**PROBLEM TO WORK ON**
Give back the full listing verbatim, apart from its images.

**MATERIAL**
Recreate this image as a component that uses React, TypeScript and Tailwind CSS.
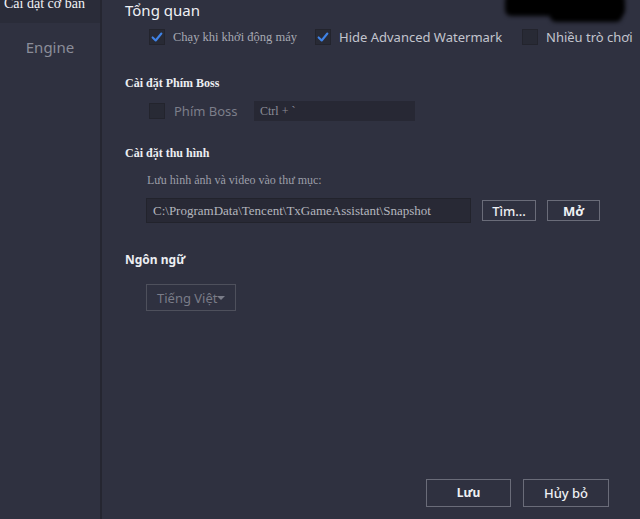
import { useState } from 'react';

const serif = { fontFamily: '"Liberation Serif", "DejaVu Serif", serif' };
const sans = { fontFamily: '"Noto Sans", "Open Sans", sans-serif' };

function CheckMark() {
  return (
    <svg viewBox="0 0 16 16" className="h-[14px] w-[14px]">
      <path d="M3 8.5 L6.5 12 L13 4" fill="none" stroke="#3f82e6" strokeWidth="2.4" strokeLinecap="round" strokeLinejoin="round" />
    </svg>
  );
}

function Checkbox({ checked }: { checked: boolean }) {
  return (
    <span className="flex h-[16px] w-[16px] shrink-0 items-center justify-center border border-[#23242d] bg-[#282a35]">
      {checked ? <CheckMark /> : null}
    </span>
  );
}

function SectionTitle({ children, font }: { children: string; font: 'serif' | 'sans' }) {
  return (
    <div
      className="text-[12px] leading-[16px] font-bold text-[#eceef2]"
      style={font === 'serif' ? serif : sans}
    >
      {children}
    </div>
  );
}

function OutlineButton({ label, className }: { label: string; className: string }) {
  return (
    <button
      type="button"
      className={`flex items-center justify-center border border-[#6a6c79] bg-transparent leading-[16px] text-[#eef0f4] ${className}`}
    >
      {label}
    </button>
  );
}

export default function App() {
  const [autoStart] = useState(true);
  const [hideWatermark] = useState(true);

  return (
    <div className="relative flex h-[519px] w-[640px] overflow-hidden bg-[#2f3140]">
      <aside className="flex w-[102px] shrink-0 flex-col border-r-2 border-[#252631] bg-[#2f3140]">
        <div className="flex h-[23px] items-start bg-[#2a2c39] pl-[4px]">
          <span className="-mt-[5px] text-[14px] leading-[18px] text-[#f2f3f6]" style={serif}>
            Cài đặt cơ bản
          </span>
        </div>
        <div className="flex h-[48px] items-center justify-center text-[15px] text-[#8b8d99]" style={sans}>
          Engine
        </div>
      </aside>

      <main className="flex min-w-0 flex-1 flex-col overflow-hidden pl-[23px] pr-[31px]">
        <div className="text-[15px] leading-[20px] text-[#eef0f4]" style={sans}>
          Tổng quan
        </div>

        <div className="mt-[9px] ml-[24px] flex items-center">
          <label className="flex w-[166px] shrink-0 items-center gap-[8px]">
            <Checkbox checked={autoStart} />
            <span className="text-[12.5px] leading-[16px] whitespace-nowrap text-[#a7a9b3]" style={serif}>
              Chạy khi khởi động máy
            </span>
          </label>
          <label className="flex w-[207px] shrink-0 items-center gap-[8px]">
            <Checkbox checked={hideWatermark} />
            <span className="text-[13px] leading-[16px] whitespace-nowrap text-[#c3c5ce]" style={sans}>
              Hide Advanced Watermark
            </span>
          </label>
          <label className="flex shrink-0 items-center gap-[8px]">
            <Checkbox checked={false} />
            <span className="text-[13px] leading-[16px] whitespace-nowrap text-[#c3c5ce]" style={sans}>
              Nhiều trò chơi
            </span>
          </label>
        </div>

        <div className="mt-[30px]">
          <SectionTitle font="serif">Cài đặt Phím Boss</SectionTitle>
        </div>

        <div className="mt-[10px] ml-[24px] flex items-center">
          <Checkbox checked={false} />
          <span className="ml-[9px] w-[80px] text-[13px] leading-[16px] text-[#7c7e8a]" style={sans}>
            Phím Boss
          </span>
          <div
            className="flex h-[20px] w-[161px] items-center bg-[#272834] pl-[6px] text-[12px] leading-[16px] text-[#8b8d97]"
            style={serif}
          >
            Ctrl + `
          </div>
        </div>

        <div className="mt-[24px]">
          <SectionTitle font="serif">Cài đặt thu hình</SectionTitle>
        </div>

        <div className="mt-[11px] ml-[22px] text-[12px] leading-[16px] text-[#9c9ea8]" style={serif}>
          Lưu hình ảnh và video vào thư mục:
        </div>

        <div className="mt-[10px] ml-[21px] flex items-center">
          <div
            className="flex h-[25px] w-[325px] shrink-0 items-center border border-[#22232c] bg-[#282935] pl-[6px] text-[13px] leading-[16px] whitespace-nowrap text-[#b4b6be]"
            style={serif}
          >
            C:\ProgramData\Tencent\TxGameAssistant\Snapshot
          </div>
          <OutlineButton label="Tìm..." className="ml-[11px] h-[21px] w-[54px] shrink-0 text-[13px] font-medium" />
          <OutlineButton label="Mở" className="ml-[11px] h-[21px] w-[53px] shrink-0 text-[13px] font-bold" />
        </div>

        <div className="mt-[29px]">
          <SectionTitle font="sans">Ngôn ngữ</SectionTitle>
        </div>

        <div
          className="mt-[16px] ml-[21px] flex h-[27px] w-[90px] items-center border border-[#4e505c] pl-[10px] text-[13px] leading-[16px] text-[#7a7c88]"
          style={sans}
        >
          Tiếng Việt
          <span className="-ml-[1px] mt-[1px] h-0 w-0 border-x-[4px] border-t-[4px] border-x-transparent border-t-[#7a7c88]" />
        </div>

        <div className="flex-1" />

        <div className="mb-[12px] flex justify-end gap-[12px]" style={sans}>
          <OutlineButton label="Lưu" className="h-[28px] w-[85px] text-[12px] font-bold" />
          <OutlineButton label="Hủy bỏ" className="h-[28px] w-[86px] text-[13px] font-medium" />
        </div>
      </main>

      <div className="absolute top-[-6px] left-[505px] h-[22px] w-[120px] rounded-[6px] bg-black blur-[2px]" />
      <div className="absolute top-[8px] left-[550px] h-[14px] w-[72px] rounded-[6px] bg-black blur-[2px]" />
    </div>
  );
}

**EXPECTED OUTPUT**
Recreate this image as a component that uses React, TypeScript and Tailwind CSS.
import { useState } from 'react';

const serif = { fontFamily: '"Liberation Serif", "DejaVu Serif", serif' };
const sans = { fontFamily: '"Noto Sans", "Open Sans", sans-serif' };

function CheckMark() {
  return (
    <svg viewBox="0 0 16 16" className="h-[14px] w-[14px]">
      <path d="M3 8.5 L6.5 12 L13 4" fill="none" stroke="#3f82e6" strokeWidth="2.4" strokeLinecap="round" strokeLinejoin="round" />
    </svg>
  );
}

function Checkbox({ checked }: { checked: boolean }) {
  return (
    <span className="flex h-[16px] w-[16px] shrink-0 items-center justify-center border border-[#23242d] bg-[#282a35]">
      {checked ? <CheckMark /> : null}
    </span>
  );
}

function SectionTitle({ children, font }: { children: string; font: 'serif' | 'sans' }) {
  return (
    <div
      className="text-[12px] leading-[16px] font-bold text-[#eceef2]"
      style={font === 'serif' ? serif : sans}
    >
      {children}
    </div>
  );
}

function OutlineButton({ label, className }: { label: string; className: string }) {
  return (
    <button
      type="button"
      className={`flex items-center justify-center border border-[#6a6c79] bg-transparent leading-[16px] text-[#eef0f4] ${className}`}
    >
      {label}
    </button>
  );
}

export default function App() {
  const [autoStart] = useState(true);
  const [hideWatermark] = useState(true);

  return (
    <div className="relative flex h-[519px] w-[640px] overflow-hidden bg-[#2f3140]">
      <aside className="flex w-[102px] shrink-0 flex-col border-r-2 border-[#252631] bg-[#2f3140]">
        <div className="flex h-[23px] items-start bg-[#2a2c39] pl-[4px]">
          <span className="-mt-[5px] text-[14px] leading-[18px] text-[#f2f3f6]" style={serif}>
            Cài đặt cơ bản
          </span>
        </div>
        <div className="flex h-[48px] items-center justify-center text-[15px] text-[#8b8d99]" style={sans}>
          Engine
        </div>
      </aside>

      <main className="flex min-w-0 flex-1 flex-col overflow-hidden pl-[23px] pr-[31px]">
        <div className="text-[15px] leading-[20px] text-[#eef0f4]" style={sans}>
          Tổng quan
        </div>

        <div className="mt-[9px] ml-[24px] flex items-center">
          <label className="flex w-[166px] shrink-0 items-center gap-[8px]">
            <Checkbox checked={autoStart} />
            <span className="text-[12.5px] leading-[16px] whitespace-nowrap text-[#a7a9b3]" style={serif}>
              Chạy khi khởi động máy
            </span>
          </label>
          <label className="flex w-[207px] shrink-0 items-center gap-[8px]">
            <Checkbox checked={hideWatermark} />
            <span className="text-[13px] leading-[16px] whitespace-nowrap text-[#c3c5ce]" style={sans}>
              Hide Advanced Watermark
            </span>
          </label>
          <label className="flex shrink-0 items-center gap-[8px]">
            <Checkbox checked={false} />
            <span className="text-[13px] leading-[16px] whitespace-nowrap text-[#c3c5ce]" style={sans}>
              Nhiều trò chơi
            </span>
          </label>
        </div>

        <div className="mt-[30px]">
          <SectionTitle font="serif">Cài đặt Phím Boss</SectionTitle>
        </div>

        <div className="mt-[10px] ml-[24px] flex items-center">
          <Checkbox checked={false} />
          <span className="ml-[9px] w-[80px] text-[13px] leading-[16px] text-[#7c7e8a]" style={sans}>
            Phím Boss
          </span>
          <div
            className="flex h-[20px] w-[161px] items-center bg-[#272834] pl-[6px] text-[12px] leading-[16px] text-[#8b8d97]"
            style={serif}
          >
            Ctrl + `
          </div>
        </div>

        <div className="mt-[24px]">
          <SectionTitle font="serif">Cài đặt thu hình</SectionTitle>
        </div>

        <div className="mt-[11px] ml-[22px] text-[12px] leading-[16px] text-[#9c9ea8]" style={serif}>
          Lưu hình ảnh và video vào thư mục:
        </div>

        <div className="mt-[10px] ml-[21px] flex items-center">
          <div
            className="flex h-[25px] w-[325px] shrink-0 items-center border border-[#22232c] bg-[#282935] pl-[6px] text-[13px] leading-[16px] whitespace-nowrap text-[#b4b6be]"
            style={serif}
          >
            C:\ProgramData\Tencent\TxGameAssistant\Snapshot
          </div>
          <OutlineButton label="Tìm..." className="ml-[11px] h-[21px] w-[54px] shrink-0 text-[13px] font-medium" />
          <OutlineButton label="Mở" className="ml-[11px] h-[21px] w-[53px] shrink-0 text-[13px] font-bold" />
        </div>

        <div className="mt-[29px]">
          <SectionTitle font="sans">Ngôn ngữ</SectionTitle>
        </div>

        <div
          className="mt-[16px] ml-[21px] flex h-[27px] w-[90px] items-center border border-[#4e505c] pl-[10px] text-[13px] leading-[16px] text-[#7a7c88]"
          style={sans}
        >
          Tiếng Việt
          <span className="-ml-[1px] mt-[1px] h-0 w-0 border-x-[4px] border-t-[4px] border-x-transparent border-t-[#7a7c88]" />
        </div>

        <div className="flex-1" />

        <div className="mb-[12px] flex justify-end gap-[12px]" style={sans}>
          <OutlineButton label="Lưu" className="h-[28px] w-[85px] text-[12px] font-bold" />
          <OutlineButton label="Hủy bỏ" className="h-[28px] w-[86px] text-[13px] font-medium" />
        </div>
      </main>

      <div className="absolute top-[-6px] left-[505px] h-[22px] w-[120px] rounded-[6px] bg-black blur-[2px]" />
      <div className="absolute top-[8px] left-[550px] h-[14px] w-[72px] rounded-[6px] bg-black blur-[2px]" />
    </div>
  );
}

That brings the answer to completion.